-- Goal --
All lines below must be repeated exactly, with the pictures omitted.

-- Material --
- - - -
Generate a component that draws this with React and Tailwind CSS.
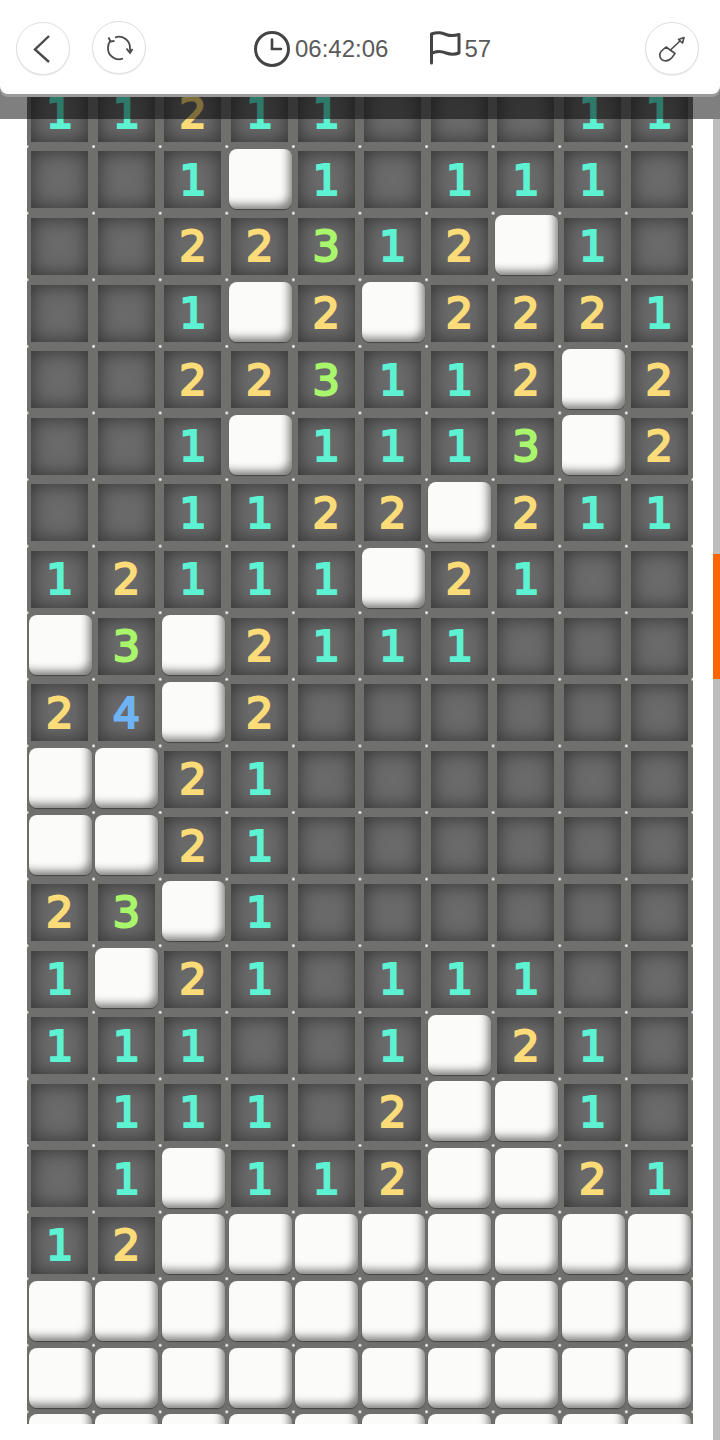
const B = "W";
const rows = [
  [1,1,2,1,1,0,0,0,1,1],
  [0,0,1,B,1,0,1,1,1,0],
  [0,0,2,2,3,1,2,B,1,0],
  [0,0,1,B,2,B,2,2,2,1],
  [0,0,2,2,3,1,1,2,B,2],
  [0,0,1,B,1,1,1,3,B,2],
  [0,0,1,1,2,2,B,2,1,1],
  [1,2,1,1,1,B,2,1,0,0],
  [B,3,B,2,1,1,1,0,0,0],
  [2,4,B,2,0,0,0,0,0,0],
  [B,B,2,1,0,0,0,0,0,0],
  [B,B,2,1,0,0,0,0,0,0],
  [2,3,B,1,0,0,0,0,0,0],
  [1,B,2,1,0,1,1,1,0,0],
  [1,1,1,0,0,1,B,2,1,0],
  [0,1,1,1,0,2,B,B,1,0],
  [0,1,B,1,1,2,B,B,2,1],
  [1,2,B,B,B,B,B,B,B,B],
  [B,B,B,B,B,B,B,B,B,B],
  [B,B,B,B,B,B,B,B,B,B],
  [B,B,B,B,B,B,B,B,B,B],
];
const colors = { 1: "text-[#5cf2d2]", 2: "text-[#fbdc78]", 3: "text-[#a9f56c]", 4: "text-[#6eb4f4]" };

function Cell({ v }) {
  if (v === B) {
    return (
      <div className="flex items-center justify-center">
        <div className="w-[63px] h-[60px] mt-[-2px] rounded-[8px] bg-[#fbfbfa] shadow-[inset_-6px_-7px_8px_-3px_rgba(0,0,0,0.5),0_1px_1px_rgba(0,0,0,0.4)]" />
      </div>
    );
  }
  return (
    <div className="flex items-center justify-center">
      <div className={`w-[57px] h-[57px] pt-[1px] flex items-center justify-center bg-[#6a6a6a] shadow-[inset_0_0_20px_rgba(0,0,0,0.55)] font-['DejaVu_Sans',sans-serif] font-normal text-[43px] leading-none [-webkit-text-stroke:2.2px_currentColor] mr-[1px] ${colors[v] || ""}`}>
        {v ? v : ""}
      </div>
    </div>
  );
}

function Round({ children, className = "" }) {
  return (
    <div className={`w-[54px] h-[53px] rounded-full bg-white border border-[#dedede] shadow-[0_1px_1px_rgba(0,0,0,0.08)] flex items-center justify-center ${className}`}>
      {children}
    </div>
  );
}

export default function App() {
  return (
    <div className="relative w-[720px] h-[1440px] bg-white overflow-hidden font-['Liberation_Sans',sans-serif]">
      <div className="pt-[80px] pl-[27px]">
        <div className="w-[666px] h-[1344px] overflow-hidden grid grid-cols-10 auto-rows-[66.6px] bg-[#6f6f6e] bg-[radial-gradient(circle,#ffffff_0,#ffffff_0.8px,transparent_1.8px)] bg-[length:66.6px_66.6px] bg-[position:33.3px_33.3px]">
          {rows.flat().map((v, i) => <Cell key={i} v={v} />)}
        </div>
      </div>

      <div className="absolute top-0 left-0 w-full h-[119px] bg-black/50 z-10" />

      <div className="absolute top-[119px] bottom-0 right-0 w-[7px] bg-[#bdbdbd] z-10 pt-[435px]">
        <div className="h-[125px] bg-[#fb6400]" />
      </div>

      <header className="absolute top-0 left-0 w-full h-[94px] z-20 bg-white rounded-b-[8px] shadow-[0_3px_0_#9b9b9b] flex items-center pl-4 pr-[21px] text-[24px] text-[#5a5a5a] pt-[3px]">
        <Round>
          <svg width="24" height="32" viewBox="0 0 24 32" fill="none" stroke="#4a4a4a" strokeWidth="2.4" className="mr-[4px]">
            <path d="M20 3 L6 16.5 L20 29" />
          </svg>
        </Round>
        <Round className="ml-[22px] mt-[-2px]">
          <svg width="28" height="28" viewBox="0 0 28 28" fill="none" stroke="#4a4a4a" strokeWidth="1.8">
            <path d="M5.5 6.5 A11 11 0 0 0 3 14 A11 11 0 0 0 18 24.5" />
            <path d="M10 3.5 A11 11 0 0 1 25 14 V17" />
            <path d="M3.5 3.5 L5.5 7.5 L9.5 7" />
            <path d="M21.5 14.5 L25 19 L27.5 15" />
          </svg>
        </Round>
        <svg width="36" height="36" viewBox="0 0 36 36" fill="none" stroke="#444" strokeWidth="3" className="ml-[108px]" strokeLinecap="round">
          <circle cx="18" cy="18" r="16.5" />
          <path d="M18 8.5 V18 H27" strokeWidth="2.6" />
        </svg>
        <span className="ml-[5px]">06:42:06</span>
        <svg width="32" height="34" viewBox="0 0 32 34" fill="none" stroke="#444" strokeWidth="3" className="ml-[41px] mt-[-1px]" strokeLinecap="round" strokeLinejoin="round">
          <path d="M2.5 32 V3 C 9 0.5 13 2 17 3.5 C 21 5 25 5 30 3.5 V22 C 25 24 21 23.5 17 22 C 12 20 7 20 2.5 22.5" />
        </svg>
        <span className="ml-[3px]">57</span>
        <Round className="ml-auto">
          <svg width="30" height="30" viewBox="0 0 30 30" fill="none" stroke="#4a4a4a" strokeWidth="1.6" strokeLinejoin="round">
            <path d="M9 13 L4 17.5 C 1.5 20.5 3 25.5 6.5 26.5 C 10 27.5 13 26 15 23.5 L18 19.5 Z" />
            <path d="M13.5 16 L23.5 6.5" />
            <path d="M21.5 5.5 L27 3.5 L25.5 9 Z" />
          </svg>
        </Round>
      </header>
    </div>
  );
}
- - - -
-- Right answer --
Generate a component that draws this with React and Tailwind CSS.
const B = "W";
const rows = [
  [1,1,2,1,1,0,0,0,1,1],
  [0,0,1,B,1,0,1,1,1,0],
  [0,0,2,2,3,1,2,B,1,0],
  [0,0,1,B,2,B,2,2,2,1],
  [0,0,2,2,3,1,1,2,B,2],
  [0,0,1,B,1,1,1,3,B,2],
  [0,0,1,1,2,2,B,2,1,1],
  [1,2,1,1,1,B,2,1,0,0],
  [B,3,B,2,1,1,1,0,0,0],
  [2,4,B,2,0,0,0,0,0,0],
  [B,B,2,1,0,0,0,0,0,0],
  [B,B,2,1,0,0,0,0,0,0],
  [2,3,B,1,0,0,0,0,0,0],
  [1,B,2,1,0,1,1,1,0,0],
  [1,1,1,0,0,1,B,2,1,0],
  [0,1,1,1,0,2,B,B,1,0],
  [0,1,B,1,1,2,B,B,2,1],
  [1,2,B,B,B,B,B,B,B,B],
  [B,B,B,B,B,B,B,B,B,B],
  [B,B,B,B,B,B,B,B,B,B],
  [B,B,B,B,B,B,B,B,B,B],
];
const colors = { 1: "text-[#5cf2d2]", 2: "text-[#fbdc78]", 3: "text-[#a9f56c]", 4: "text-[#6eb4f4]" };

function Cell({ v }) {
  if (v === B) {
    return (
      <div className="flex items-center justify-center">
        <div className="w-[63px] h-[60px] mt-[-2px] rounded-[8px] bg-[#fbfbfa] shadow-[inset_-6px_-7px_8px_-3px_rgba(0,0,0,0.5),0_1px_1px_rgba(0,0,0,0.4)]" />
      </div>
    );
  }
  return (
    <div className="flex items-center justify-center">
      <div className={`w-[57px] h-[57px] pt-[1px] flex items-center justify-center bg-[#6a6a6a] shadow-[inset_0_0_20px_rgba(0,0,0,0.55)] font-['DejaVu_Sans',sans-serif] font-normal text-[43px] leading-none [-webkit-text-stroke:2.2px_currentColor] mr-[1px] ${colors[v] || ""}`}>
        {v ? v : ""}
      </div>
    </div>
  );
}

function Round({ children, className = "" }) {
  return (
    <div className={`w-[54px] h-[53px] rounded-full bg-white border border-[#dedede] shadow-[0_1px_1px_rgba(0,0,0,0.08)] flex items-center justify-center ${className}`}>
      {children}
    </div>
  );
}

export default function App() {
  return (
    <div className="relative w-[720px] h-[1440px] bg-white overflow-hidden font-['Liberation_Sans',sans-serif]">
      <div className="pt-[80px] pl-[27px]">
        <div className="w-[666px] h-[1344px] overflow-hidden grid grid-cols-10 auto-rows-[66.6px] bg-[#6f6f6e] bg-[radial-gradient(circle,#ffffff_0,#ffffff_0.8px,transparent_1.8px)] bg-[length:66.6px_66.6px] bg-[position:33.3px_33.3px]">
          {rows.flat().map((v, i) => <Cell key={i} v={v} />)}
        </div>
      </div>

      <div className="absolute top-0 left-0 w-full h-[119px] bg-black/50 z-10" />

      <div className="absolute top-[119px] bottom-0 right-0 w-[7px] bg-[#bdbdbd] z-10 pt-[435px]">
        <div className="h-[125px] bg-[#fb6400]" />
      </div>

      <header className="absolute top-0 left-0 w-full h-[94px] z-20 bg-white rounded-b-[8px] shadow-[0_3px_0_#9b9b9b] flex items-center pl-4 pr-[21px] text-[24px] text-[#5a5a5a] pt-[3px]">
        <Round>
          <svg width="24" height="32" viewBox="0 0 24 32" fill="none" stroke="#4a4a4a" strokeWidth="2.4" className="mr-[4px]">
            <path d="M20 3 L6 16.5 L20 29" />
          </svg>
        </Round>
        <Round className="ml-[22px] mt-[-2px]">
          <svg width="28" height="28" viewBox="0 0 28 28" fill="none" stroke="#4a4a4a" strokeWidth="1.8">
            <path d="M5.5 6.5 A11 11 0 0 0 3 14 A11 11 0 0 0 18 24.5" />
            <path d="M10 3.5 A11 11 0 0 1 25 14 V17" />
            <path d="M3.5 3.5 L5.5 7.5 L9.5 7" />
            <path d="M21.5 14.5 L25 19 L27.5 15" />
          </svg>
        </Round>
        <svg width="36" height="36" viewBox="0 0 36 36" fill="none" stroke="#444" strokeWidth="3" className="ml-[108px]" strokeLinecap="round">
          <circle cx="18" cy="18" r="16.5" />
          <path d="M18 8.5 V18 H27" strokeWidth="2.6" />
        </svg>
        <span className="ml-[5px]">06:42:06</span>
        <svg width="32" height="34" viewBox="0 0 32 34" fill="none" stroke="#444" strokeWidth="3" className="ml-[41px] mt-[-1px]" strokeLinecap="round" strokeLinejoin="round">
          <path d="M2.5 32 V3 C 9 0.5 13 2 17 3.5 C 21 5 25 5 30 3.5 V22 C 25 24 21 23.5 17 22 C 12 20 7 20 2.5 22.5" />
        </svg>
        <span className="ml-[3px]">57</span>
        <Round className="ml-auto">
          <svg width="30" height="30" viewBox="0 0 30 30" fill="none" stroke="#4a4a4a" strokeWidth="1.6" strokeLinejoin="round">
            <path d="M9 13 L4 17.5 C 1.5 20.5 3 25.5 6.5 26.5 C 10 27.5 13 26 15 23.5 L18 19.5 Z" />
            <path d="M13.5 16 L23.5 6.5" />
            <path d="M21.5 5.5 L27 3.5 L25.5 9 Z" />
          </svg>
        </Round>
      </header>
    </div>
  );
}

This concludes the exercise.